Lokal gdzie od samego wejścia urzeka zapach, tam po prostu pachnie dobrym, włoskim jedzeniem! Gdzie przy drzwiach przywitała nas menadżerka, która na sam początek oprowadziła nas po lokalu w celu wybrania dogodnego stolika. Gdzie wystrój jest ciepły, spójny, niewymuszony. Na prawdę ma się wrażenie, że wszystko jest tam na miejscu i tak jak być powinno. Miejsce urzekło mnie zanim jeszcze zdążyłam cokolwiek zamówić. Gdzie obsługiwał nas przesympatyczny kelner Włoch, z którym rozmawialiśmy mieszając język polski, angielski i włoski, a stolik, który zajęliśmy znajdował się w sali z przeszkloną ścianą, która pozwalała obserwować pracę kuchni.

Nie mam niestety zdjęć potraw, które smakowałam, ale to dlatego, że nie miałam aparatu, a miałam obawy, że tym z telefonu zrobię im tylko krzywdę, a na prawdę warto odwiedzić to miejsce osobiście i samemu zobaczyć i posmakować.

  • bruschette miste czyli cztery rodzaje grzanek: krem z papryki, krem z grzybów, czosnek i oliwa, świeże pomidory
  • crostino "la cantina" czyli pieczywo, mozzarella, szpinak, pieprz
Jedne i drugie wzięłam jako przystawkę, pierwsze są na zimno, drugie na ciepło.

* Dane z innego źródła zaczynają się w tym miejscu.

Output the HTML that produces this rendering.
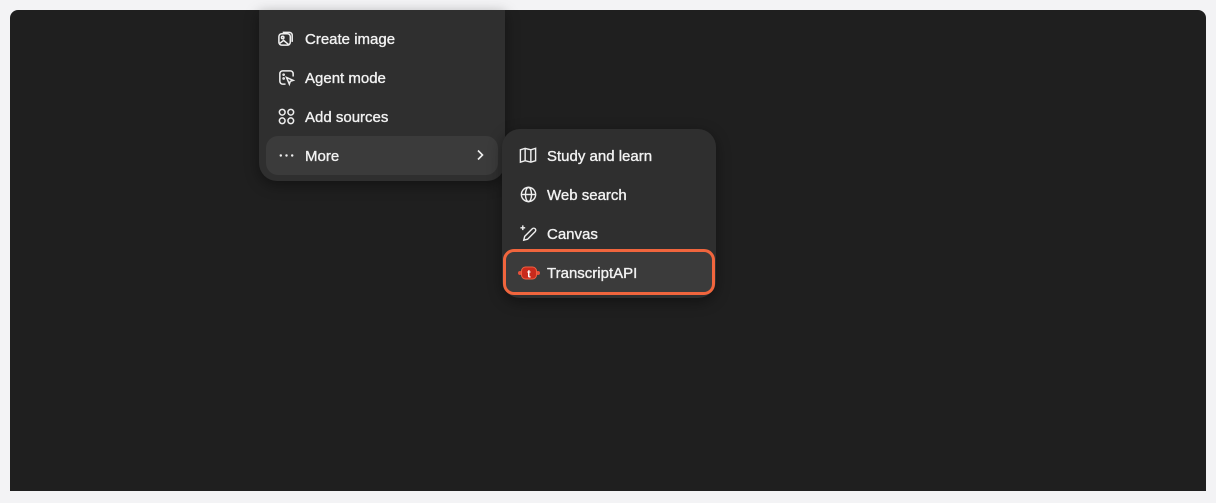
<!DOCTYPE html>
<html><head><meta charset="utf-8"><style>
*{margin:0;padding:0;box-sizing:border-box}
body{width:1216px;height:503px;background:#f3f3f5;position:relative;overflow:hidden;font-family:"Liberation Sans",sans-serif;}
.panel{position:absolute;left:10px;top:10px;width:1196px;height:481px;background:#1f1f1f;border-radius:8px 8px 0 0;}
.menu{position:absolute;background:#2f2f2f;border-radius:18px;box-shadow:0 4px 14px rgba(0,0,0,.4);}
.item{position:absolute;height:39px;display:flex;align-items:center;color:#f2f2f2;font-size:15px;-webkit-text-stroke:0.35px #f2f2f2;}
.item span{top:12px}
.item svg{position:absolute;}
.hl{background:#3b3b3b;border-radius:12px;}
</style></head><body>
<div class="panel"></div>
<div class="menu" style="left:259px;top:10px;width:246px;height:171px;border-radius:0 0 18px 18px;">
</div>
<div style="position:absolute;left:259px;top:0;width:246px;">
  <div class="item" style="left:7px;top:19px;width:232px;">
    <svg style="left:11px" width="19" height="19" viewBox="0 0 20 20" fill="none" stroke="#eee" stroke-width="1.6"><rect x="2" y="5" width="12" height="12" rx="3"/><path d="M6 3.5h7a3 3 0 0 1 3 3v7"/><circle cx="6" cy="9" r="1.3"/><path d="M3 15l4-3 6 5"/></svg>
    <span style="position:absolute;left:39px">Create image</span></div>
  <div class="item" style="left:7px;top:58px;width:232px;">
    <svg style="left:11px" width="19" height="19" viewBox="0 0 20 20" fill="none" stroke="#eee" stroke-width="1.6"><path d="M9 17H6a3 3 0 0 1-3-3V6a3 3 0 0 1 3-3h8a3 3 0 0 1 3 3v3"/><path d="M10 10l7 3-3 1-1 3z"/><circle cx="7" cy="7" r=".6"/><circle cx="7" cy="11" r=".6"/></svg>
    <span style="position:absolute;left:39px">Agent mode</span></div>
  <div class="item" style="left:7px;top:97px;width:232px;">
    <svg style="left:11px" width="19" height="19" viewBox="0 0 20 20" fill="none" stroke="#eee" stroke-width="1.6"><circle cx="5.5" cy="5.5" r="3"/><circle cx="14.5" cy="14.5" r="3"/><circle cx="5.5" cy="14.5" r="3"/><circle cx="14.5" cy="5.5" r="3"/></svg>
    <span style="position:absolute;left:39px">Add sources</span></div>
  <div class="item hl" style="left:7px;top:136px;width:232px;">
    <svg style="left:11px" width="19" height="19" viewBox="0 0 20 20" fill="#eee"><circle cx="4" cy="10" r="1.3"/><circle cx="10" cy="10" r="1.3"/><circle cx="16" cy="10" r="1.3"/></svg>
    <span style="position:absolute;left:39px">More</span>
    <svg style="left:207px;top:12px" width="14" height="14" viewBox="0 0 14 14" fill="none" stroke="#eee" stroke-width="1.6"><path d="M5 2.5l4.5 4.5L5 11.5"/></svg></div>
</div>
<div class="menu" style="left:502px;top:129px;width:214px;height:169px;">
  <div class="item" style="left:0;top:7px;width:214px;">
    <svg style="left:16px" width="20" height="19" viewBox="0 0 20 20" fill="none" stroke="#eee" stroke-width="1.5"><path d="M2 4l5-1.5 6 1.5 5-1.5v13L13 17l-6-1.5L2 17z"/><path d="M7 2.5v13M13 4v13"/></svg>
    <span style="position:absolute;left:45px">Study and learn</span></div>
  <div class="item" style="left:0;top:46px;width:214px;">
    <svg style="left:17px" width="19" height="19" viewBox="0 0 20 20" fill="none" stroke="#eee" stroke-width="1.5"><circle cx="10" cy="10" r="7.5"/><ellipse cx="10" cy="10" rx="3.2" ry="7.5"/><path d="M2.5 10h15"/></svg>
    <span style="position:absolute;left:45px">Web search</span></div>
  <div class="item" style="left:0;top:85px;width:214px;">
    <svg style="left:17px" width="19" height="19" viewBox="0 0 20 20" fill="none" stroke="#eee" stroke-width="1.5"><path d="M5 17l1-4 8-8a2 2 0 0 1 3 3l-8 8z"/><path d="M4 1.5v5M1.5 4h5"/></svg>
    <span style="position:absolute;left:45px">Canvas</span></div>
  <div style="position:absolute;left:1px;top:120px;width:212px;height:46px;border:3px solid #f0653d;border-radius:11px;background:#3b3b3b;"></div>
  <div class="item" style="left:0;top:124px;width:214px;">
    <svg style="left:15px" width="24" height="16" viewBox="0 0 24 16"><circle cx="3" cy="8" r="2" fill="#e8503a"/><circle cx="21" cy="8" r="2" fill="#e8503a"/><rect x="4.5" y="2" width="15" height="12" rx="4" fill="#c92a1c" stroke="#f06040"/><text x="12" y="12.5" font-size="11" font-weight="bold" fill="#fff" text-anchor="middle" font-family="Liberation Sans">t</text></svg>
    <span style="position:absolute;left:45px">TranscriptAPI</span></div>
</div>
</body></html>
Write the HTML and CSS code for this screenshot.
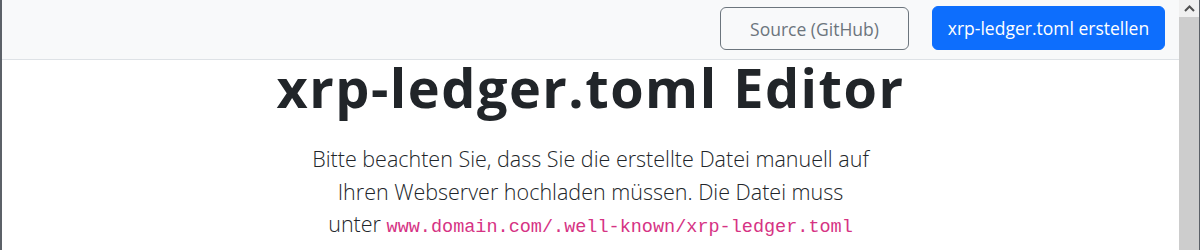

Oczywiście, że się połakomiłam. Nie wiedziałam, które wybrać więc musiałam zamówić obie. Wszystko było po prostu pyszne! Pięknie wyglądało, pięknie smakowało, pięknie pachniało.  Jako danie główne wybrałam zaś

  • risotto ai funghi misti czyli risotto z grzybami
Danie, na które wystarczyło spojrzeć i powąchać, jeszcze bez próbowania, a już było się pewnym co się zamówiło. Niesamowicie pachniało grzybami! Smak cudowny! Wiem, że dużo tu "ahh" i "ohh", ale ten lokal na prawdę na to zasługuje. Nie jestem profesjonalistą w branży gastronomicznej, oceniam na podstawie moich prywatnych doświadczeń i gustów, i tak jak sporo lokali już miałam okazję poznać, sporo potraw spróbować, tak ten jest z pewnością w ścisłej czołówce. Żałuję jedynie, że zabrakło mi już miejsca na deser bo jestem przekonana, że to byłoby przyjemne doznanie. Skusiłam się za to na cappuccino. I zobaczcie co otrzymałam :)


Musiałam zrobić chociaż to jedno zdjęcie. Aż szkoda było mi naruszyć piankę. Mój tż (towarzysz życia) otrzymał wersję z rybką, ale niestety wykazał się ignorancja i zanim zauważył to już zdążył zamieszać łyżeczką. Dopiero po fakcie dowiedzieliśmy się od menadżerki, że nasz kelner Włoch specjalizuje się w cappuccino i każde traktuje jako małe dzieło sztuki, którego tworzenie dodatkowo sprawia mu ogromną frajdę. No i okazuje się, że to widać.
Jestem pod dużym wrażeniem i mam zamiar w najbliższej przyszłości zawitać na deser, i cappuccino oczywiście.